* _Data provided_

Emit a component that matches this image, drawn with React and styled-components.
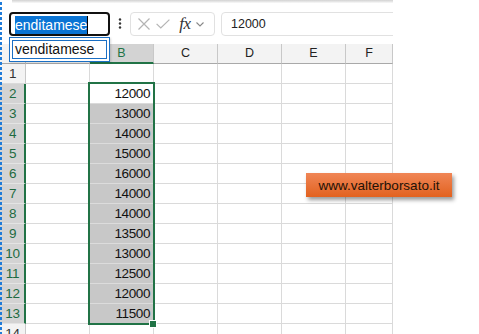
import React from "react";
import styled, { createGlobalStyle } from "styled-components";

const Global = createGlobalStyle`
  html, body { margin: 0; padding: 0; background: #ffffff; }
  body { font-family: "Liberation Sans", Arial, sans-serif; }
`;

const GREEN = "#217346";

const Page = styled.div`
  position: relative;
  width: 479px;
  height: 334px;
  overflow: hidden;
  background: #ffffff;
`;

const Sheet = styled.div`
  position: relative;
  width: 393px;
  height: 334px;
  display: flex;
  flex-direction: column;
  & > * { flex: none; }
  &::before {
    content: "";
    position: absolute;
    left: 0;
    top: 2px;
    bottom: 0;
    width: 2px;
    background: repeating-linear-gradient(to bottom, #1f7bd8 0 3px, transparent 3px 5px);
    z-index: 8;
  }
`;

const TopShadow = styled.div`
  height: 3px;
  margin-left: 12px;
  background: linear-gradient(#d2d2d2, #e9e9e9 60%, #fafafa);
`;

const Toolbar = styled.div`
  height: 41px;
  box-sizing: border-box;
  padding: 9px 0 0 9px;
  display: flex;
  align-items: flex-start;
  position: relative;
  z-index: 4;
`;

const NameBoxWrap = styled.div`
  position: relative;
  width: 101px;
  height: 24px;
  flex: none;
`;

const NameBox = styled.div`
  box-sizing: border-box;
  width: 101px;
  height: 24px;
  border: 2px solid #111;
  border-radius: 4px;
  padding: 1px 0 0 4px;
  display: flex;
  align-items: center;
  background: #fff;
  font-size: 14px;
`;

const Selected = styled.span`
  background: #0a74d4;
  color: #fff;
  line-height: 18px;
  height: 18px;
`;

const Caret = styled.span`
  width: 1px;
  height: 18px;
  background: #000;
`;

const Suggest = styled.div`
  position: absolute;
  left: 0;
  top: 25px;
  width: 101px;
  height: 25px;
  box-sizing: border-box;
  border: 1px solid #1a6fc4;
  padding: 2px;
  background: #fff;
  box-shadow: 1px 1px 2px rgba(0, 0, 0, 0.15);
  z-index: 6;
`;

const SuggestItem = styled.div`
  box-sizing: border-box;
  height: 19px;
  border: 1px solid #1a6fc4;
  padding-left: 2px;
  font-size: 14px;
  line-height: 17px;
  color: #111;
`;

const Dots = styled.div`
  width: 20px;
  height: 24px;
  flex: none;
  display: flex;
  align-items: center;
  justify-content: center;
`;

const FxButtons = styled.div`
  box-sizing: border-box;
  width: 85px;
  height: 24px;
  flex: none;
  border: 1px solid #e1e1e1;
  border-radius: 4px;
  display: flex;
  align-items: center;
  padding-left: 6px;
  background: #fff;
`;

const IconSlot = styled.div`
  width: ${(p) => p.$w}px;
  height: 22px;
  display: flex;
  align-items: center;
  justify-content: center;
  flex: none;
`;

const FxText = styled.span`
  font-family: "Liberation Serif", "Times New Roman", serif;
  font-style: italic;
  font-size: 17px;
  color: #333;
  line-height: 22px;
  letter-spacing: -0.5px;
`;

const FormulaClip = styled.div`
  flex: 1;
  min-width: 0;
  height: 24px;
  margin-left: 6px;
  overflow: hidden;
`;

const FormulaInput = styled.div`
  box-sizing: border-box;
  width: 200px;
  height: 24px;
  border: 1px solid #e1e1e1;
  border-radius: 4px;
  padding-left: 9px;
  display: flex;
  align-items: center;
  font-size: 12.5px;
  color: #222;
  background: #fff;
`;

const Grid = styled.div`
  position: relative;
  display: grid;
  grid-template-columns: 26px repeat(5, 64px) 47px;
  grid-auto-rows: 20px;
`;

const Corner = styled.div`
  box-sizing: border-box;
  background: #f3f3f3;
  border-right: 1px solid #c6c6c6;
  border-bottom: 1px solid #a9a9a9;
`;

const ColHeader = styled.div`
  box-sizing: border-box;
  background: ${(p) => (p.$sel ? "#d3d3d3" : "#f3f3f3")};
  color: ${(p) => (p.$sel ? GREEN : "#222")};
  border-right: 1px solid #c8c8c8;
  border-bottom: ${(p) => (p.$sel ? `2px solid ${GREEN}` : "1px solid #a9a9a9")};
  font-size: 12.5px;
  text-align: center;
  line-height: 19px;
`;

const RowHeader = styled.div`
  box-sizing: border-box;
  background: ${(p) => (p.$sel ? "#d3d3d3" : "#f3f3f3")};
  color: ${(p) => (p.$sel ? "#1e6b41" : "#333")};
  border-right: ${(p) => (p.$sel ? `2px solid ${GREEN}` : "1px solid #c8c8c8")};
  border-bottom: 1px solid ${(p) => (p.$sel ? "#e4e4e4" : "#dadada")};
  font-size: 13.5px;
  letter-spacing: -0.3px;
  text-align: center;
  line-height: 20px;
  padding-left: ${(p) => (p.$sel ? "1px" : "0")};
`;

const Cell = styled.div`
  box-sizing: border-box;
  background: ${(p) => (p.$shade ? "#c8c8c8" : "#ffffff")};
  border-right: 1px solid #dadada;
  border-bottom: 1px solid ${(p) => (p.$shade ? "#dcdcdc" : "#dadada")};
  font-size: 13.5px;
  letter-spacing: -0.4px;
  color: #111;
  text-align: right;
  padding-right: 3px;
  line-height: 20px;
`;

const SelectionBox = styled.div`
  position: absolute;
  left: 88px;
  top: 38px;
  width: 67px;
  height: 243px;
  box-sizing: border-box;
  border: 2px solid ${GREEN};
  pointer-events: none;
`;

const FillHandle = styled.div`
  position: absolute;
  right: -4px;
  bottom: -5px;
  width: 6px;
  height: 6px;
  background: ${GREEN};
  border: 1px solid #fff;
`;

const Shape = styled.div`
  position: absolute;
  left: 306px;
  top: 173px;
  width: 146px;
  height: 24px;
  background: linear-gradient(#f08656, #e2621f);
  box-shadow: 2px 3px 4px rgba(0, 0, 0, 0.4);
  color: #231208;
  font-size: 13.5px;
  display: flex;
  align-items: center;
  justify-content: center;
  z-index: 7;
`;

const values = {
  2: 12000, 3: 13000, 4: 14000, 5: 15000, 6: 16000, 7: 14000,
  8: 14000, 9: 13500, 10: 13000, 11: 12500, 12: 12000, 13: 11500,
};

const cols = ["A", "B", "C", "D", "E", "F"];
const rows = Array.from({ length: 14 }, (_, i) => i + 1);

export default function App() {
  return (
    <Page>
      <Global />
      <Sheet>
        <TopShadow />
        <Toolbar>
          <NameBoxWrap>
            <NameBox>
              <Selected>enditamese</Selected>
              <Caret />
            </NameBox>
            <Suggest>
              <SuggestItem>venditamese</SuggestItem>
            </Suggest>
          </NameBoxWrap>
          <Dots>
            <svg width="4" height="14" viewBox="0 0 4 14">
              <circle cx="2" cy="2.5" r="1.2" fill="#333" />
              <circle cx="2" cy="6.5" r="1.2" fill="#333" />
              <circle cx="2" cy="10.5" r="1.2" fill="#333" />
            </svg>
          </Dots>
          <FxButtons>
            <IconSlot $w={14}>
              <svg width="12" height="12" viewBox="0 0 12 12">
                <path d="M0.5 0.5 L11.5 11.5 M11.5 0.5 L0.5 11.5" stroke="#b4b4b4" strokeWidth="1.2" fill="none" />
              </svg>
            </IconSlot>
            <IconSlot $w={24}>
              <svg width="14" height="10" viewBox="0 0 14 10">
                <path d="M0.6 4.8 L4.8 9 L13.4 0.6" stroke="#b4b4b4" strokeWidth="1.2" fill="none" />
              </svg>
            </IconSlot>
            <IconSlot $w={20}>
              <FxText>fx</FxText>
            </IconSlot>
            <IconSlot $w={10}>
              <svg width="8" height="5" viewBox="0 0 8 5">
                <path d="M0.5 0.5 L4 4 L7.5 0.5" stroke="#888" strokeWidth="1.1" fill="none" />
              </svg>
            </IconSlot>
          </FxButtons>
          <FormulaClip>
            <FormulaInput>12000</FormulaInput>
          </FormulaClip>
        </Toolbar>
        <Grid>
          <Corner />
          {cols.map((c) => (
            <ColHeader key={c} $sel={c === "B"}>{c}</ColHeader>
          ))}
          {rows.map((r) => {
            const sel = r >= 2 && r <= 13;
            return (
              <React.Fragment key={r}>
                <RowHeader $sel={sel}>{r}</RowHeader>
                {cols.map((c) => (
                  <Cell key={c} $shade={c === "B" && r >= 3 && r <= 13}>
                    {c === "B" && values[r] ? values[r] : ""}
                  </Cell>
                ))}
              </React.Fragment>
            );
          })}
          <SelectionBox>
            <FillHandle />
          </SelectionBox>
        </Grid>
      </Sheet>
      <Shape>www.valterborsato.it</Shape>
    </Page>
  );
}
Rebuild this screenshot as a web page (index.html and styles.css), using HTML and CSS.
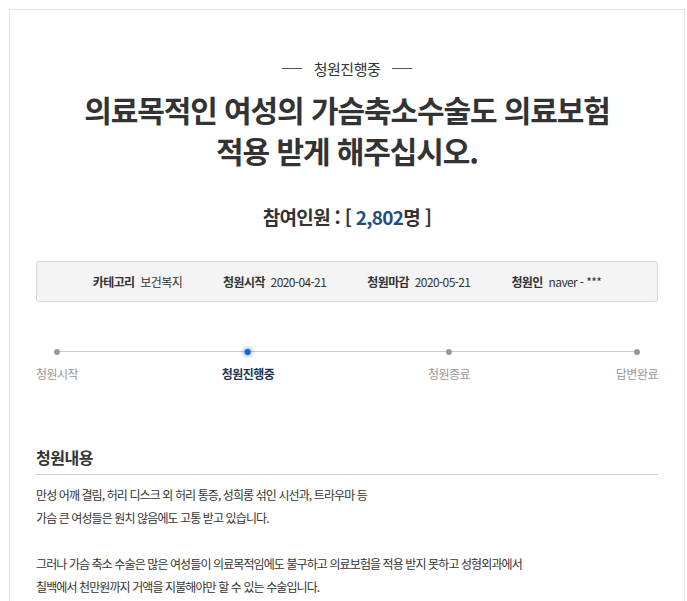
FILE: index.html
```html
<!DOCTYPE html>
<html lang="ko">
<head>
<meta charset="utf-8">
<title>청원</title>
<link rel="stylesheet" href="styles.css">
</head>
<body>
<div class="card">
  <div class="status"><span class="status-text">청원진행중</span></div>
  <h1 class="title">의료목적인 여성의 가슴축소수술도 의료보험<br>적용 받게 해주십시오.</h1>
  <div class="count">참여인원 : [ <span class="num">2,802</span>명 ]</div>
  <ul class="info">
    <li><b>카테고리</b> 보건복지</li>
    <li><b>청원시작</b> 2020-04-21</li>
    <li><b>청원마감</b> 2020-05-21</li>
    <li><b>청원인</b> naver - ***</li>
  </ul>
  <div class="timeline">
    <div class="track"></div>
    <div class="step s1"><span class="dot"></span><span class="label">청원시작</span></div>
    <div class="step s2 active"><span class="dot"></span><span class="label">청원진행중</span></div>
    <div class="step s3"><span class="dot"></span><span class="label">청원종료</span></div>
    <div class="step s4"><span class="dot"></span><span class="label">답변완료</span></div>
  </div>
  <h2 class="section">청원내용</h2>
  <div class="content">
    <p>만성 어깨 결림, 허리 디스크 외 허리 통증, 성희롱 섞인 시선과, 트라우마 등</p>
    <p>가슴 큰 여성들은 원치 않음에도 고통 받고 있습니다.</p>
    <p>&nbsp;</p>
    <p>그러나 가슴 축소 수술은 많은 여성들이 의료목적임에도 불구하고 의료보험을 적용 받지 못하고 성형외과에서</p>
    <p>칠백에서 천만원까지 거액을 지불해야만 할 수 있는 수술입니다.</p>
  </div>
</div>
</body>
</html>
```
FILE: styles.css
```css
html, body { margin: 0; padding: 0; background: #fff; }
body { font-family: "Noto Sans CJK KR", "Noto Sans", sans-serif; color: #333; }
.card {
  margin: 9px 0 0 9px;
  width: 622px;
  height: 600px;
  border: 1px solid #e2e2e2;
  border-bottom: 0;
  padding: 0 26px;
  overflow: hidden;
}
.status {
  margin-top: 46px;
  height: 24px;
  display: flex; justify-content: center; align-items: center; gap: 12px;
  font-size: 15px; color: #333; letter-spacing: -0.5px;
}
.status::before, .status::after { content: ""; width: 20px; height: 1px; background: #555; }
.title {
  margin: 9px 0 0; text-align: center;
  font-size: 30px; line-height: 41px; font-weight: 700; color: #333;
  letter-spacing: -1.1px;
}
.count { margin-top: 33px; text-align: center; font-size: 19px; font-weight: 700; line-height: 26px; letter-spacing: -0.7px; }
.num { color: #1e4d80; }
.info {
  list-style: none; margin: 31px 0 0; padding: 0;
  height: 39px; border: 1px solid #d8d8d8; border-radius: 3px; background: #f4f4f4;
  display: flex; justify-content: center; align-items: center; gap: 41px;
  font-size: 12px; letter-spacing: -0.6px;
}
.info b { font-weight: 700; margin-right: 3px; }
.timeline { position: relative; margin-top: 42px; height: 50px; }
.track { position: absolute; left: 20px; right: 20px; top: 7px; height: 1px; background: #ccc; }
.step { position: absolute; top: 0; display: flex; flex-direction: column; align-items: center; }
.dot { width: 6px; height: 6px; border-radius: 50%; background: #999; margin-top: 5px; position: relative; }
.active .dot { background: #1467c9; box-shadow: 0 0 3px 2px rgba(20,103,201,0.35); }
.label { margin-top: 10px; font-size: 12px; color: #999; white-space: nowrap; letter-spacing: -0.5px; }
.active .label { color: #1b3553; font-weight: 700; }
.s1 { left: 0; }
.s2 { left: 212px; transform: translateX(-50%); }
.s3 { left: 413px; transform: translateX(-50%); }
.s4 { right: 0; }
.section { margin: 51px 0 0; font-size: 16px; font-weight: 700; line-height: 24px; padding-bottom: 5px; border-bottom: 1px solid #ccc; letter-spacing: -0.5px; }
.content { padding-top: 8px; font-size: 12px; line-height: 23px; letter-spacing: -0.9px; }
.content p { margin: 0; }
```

* _Goal_
Nothing but a number is needed here: how many lines hold the string "React"?

* _In response_
4